Sur le plan institutionnel, le gouvernement de la RDC s’est doté de la Direction générale de migration (DGM) pour le contrôle des mouvements de la population nationale et étrangère. Le Ministère du Travail et des Affaires sociales est impliqué en ce qui concerne le travail des étrangers tandis qu’un vice-Ministère des Congolais de l’étranger avait été créé au sein du Ministère des Affaires étrangères en 2006. La migration est mentionnée et intégrée dans le Document de stratégie de croissance et de réduction de la pauvreté (DSCRP) en tant que stratégie de mobilisation des ressources et des compétences dans le cadre de la lutte contre la pauvreté. Ce même document prévoit la mise en place d’un Programme national de migrations pour le développement.
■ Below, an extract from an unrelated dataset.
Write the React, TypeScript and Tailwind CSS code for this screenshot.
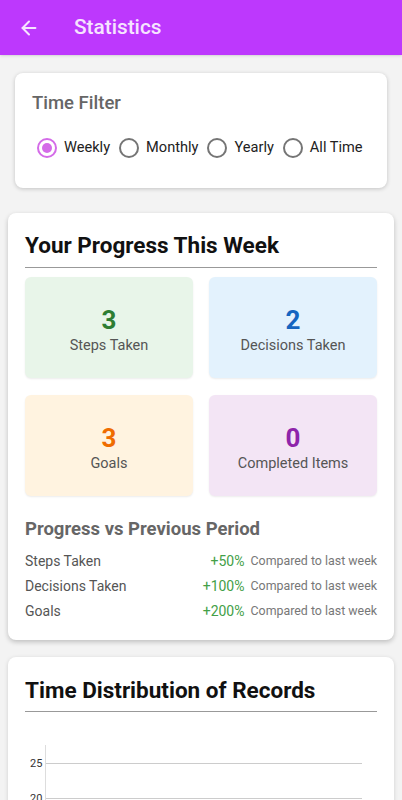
import { ArrowLeft } from 'lucide-react';

const filters = ['Weekly', 'Monthly', 'Yearly', 'All Time'];

const stats = [
  { value: '3', label: 'Steps Taken', box: 'bg-[#e8f5e9]', num: 'text-[#2e7d32]' },
  { value: '2', label: 'Decisions Taken', box: 'bg-[#e3f2fd]', num: 'text-[#1565c0]' },
  { value: '3', label: 'Goals', box: 'bg-[#fff3e0]', num: 'text-[#ef6c00]' },
  { value: '0', label: 'Completed Items', box: 'bg-[#f3e5f5]', num: 'text-[#8e24aa]' },
];

const changes = [
  { label: 'Steps Taken', pct: '+50%' },
  { label: 'Decisions Taken', pct: '+100%' },
  { label: 'Goals', pct: '+200%' },
];

const Radio = ({ checked }: { checked: boolean }) => (
  <span
    className={
      checked
        ? 'flex h-[20px] w-[20px] items-center justify-center rounded-full border-2 border-[#d46be8]'
        : 'flex h-[20px] w-[20px] items-center justify-center rounded-full border-2 border-[#757575]'
    }
  >
    {checked && <span className="h-[10px] w-[10px] rounded-full bg-[#d46be8]" />}
  </span>
);

export default function App() {
  return (
    <div
      className="min-h-[800px] bg-[#f3f3f3]"
      style={{ fontFamily: 'Roboto, "Noto Sans", sans-serif' }}
    >
      <header className="flex h-[55px] items-center bg-[#bd38fd] px-[18px] shadow-sm">
        <ArrowLeft className="h-[22px] w-[22px] text-[#f6e4ff]" strokeWidth={2.2} />
        <h1 className="ml-[34px] text-[20.8px] font-medium text-[#f6e4ff]">Statistics</h1>
      </header>

      <section className="mx-[15px] mt-[18px] h-[115px] rounded-[8px] bg-white px-[17px] pt-[18px] shadow-[0_1px_4px_rgba(0,0,0,0.2)]">
        <h2 className="text-[18.5px] font-medium leading-[24px] text-[#666]">Time Filter</h2>
        <div className="mt-[22px] flex items-center gap-[9px] pl-[5px]">
          {filters.map((f, i) => (
            <label key={f} className="flex items-center gap-[7px]">
              <Radio checked={i === 0} />
              <span className="text-[14.6px] text-[#222]">{f}</span>
            </label>
          ))}
        </div>
      </section>

      <section className="mx-[8px] mt-[25px] rounded-[8px] bg-white px-[17px] pb-[16px] pt-[19px] shadow-[0_2px_5px_rgba(0,0,0,0.22)]">
        <h2 className="text-[22.5px] font-bold leading-[26px] text-[#111]">Your Progress This Week</h2>
        <div className="mt-[9px] border-b border-[#999]" />
        <div className="mt-[9px] grid grid-cols-2 gap-x-[16px] gap-y-[17px]">
          {stats.map((s) => (
            <div
              key={s.label}
              className={`flex h-[101px] flex-col items-center justify-center rounded-[6px] pt-[8px] ${s.box} shadow-[0_1px_2px_rgba(0,0,0,0.08)]`}
            >
              <span className={`text-[26px] font-bold leading-[28px] ${s.num}`}>{s.value}</span>
              <span className="mt-[1px] text-[14.5px] text-[#555]">{s.label}</span>
            </div>
          ))}
        </div>
        <h3 className="mt-[21px] text-[18.5px] font-bold leading-[24px] text-[#666]">Progress vs Previous Period</h3>
        <div className="mt-[8px] flex flex-col">
          {changes.map((c) => (
            <div key={c.label} className="flex h-[25px] items-center justify-between">
              <span className="text-[14px] text-[#555]">{c.label}</span>
              <span className="flex items-center gap-[6px]">
                <span className="text-[14px] text-[#43a047]">{c.pct}</span>
                <span className="text-[12.4px] text-[#777]">Compared to last week</span>
              </span>
            </div>
          ))}
        </div>
      </section>

      <section className="mx-[8px] mt-[17px] h-[200px] rounded-[8px] bg-white px-[17px] pt-[20px] shadow-[0_1px_4px_rgba(0,0,0,0.15)]">
        <h2 className="text-[22.5px] font-bold leading-[26px] text-[#111]">Time Distribution of Records</h2>
        <div className="mt-[8px] border-b border-[#999]" />
        <div className="relative mt-[33px] h-[120px]">
          <div className="absolute left-[20px] top-0 h-full border-l border-[#ddd]" />
          <div className="absolute left-[5px] top-[13px] text-[11px] leading-[12px] text-[#333]">25</div>
          <div className="absolute left-[21px] right-[15px] top-[18px] border-t border-[#ccc]" />
          <div className="absolute left-[5px] top-[48px] text-[11px] leading-[12px] text-[#333]">20</div>
          <div className="absolute left-[21px] right-[15px] top-[53px] border-t border-[#ccc]" />
        </div>
      </section>
    </div>
  );
}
La RDC a également signé avec plusieurs Etats des accords de coopération en matière migratoire ; il s’agit d’Etats européens, notamment la Suisse et la Belgique. De son côté, l’OIM croit fermement que les migrations organisées, s’effectuant dans des conditions décentes, profitent à la fois aux migrants et à la société toute entière. En tant qu’organisme intergouvernemental, l’OIM collabore avec ses partenaires au sein de la communauté internationale afin de résoudre les problèmes pratiques de la migration, de mieux faire comprendre les questions de migration, d’encourager le développement économique et social grâce à la migration, et de promouvoir le respect effectif de la dignité humaine et le bien-être des migrants.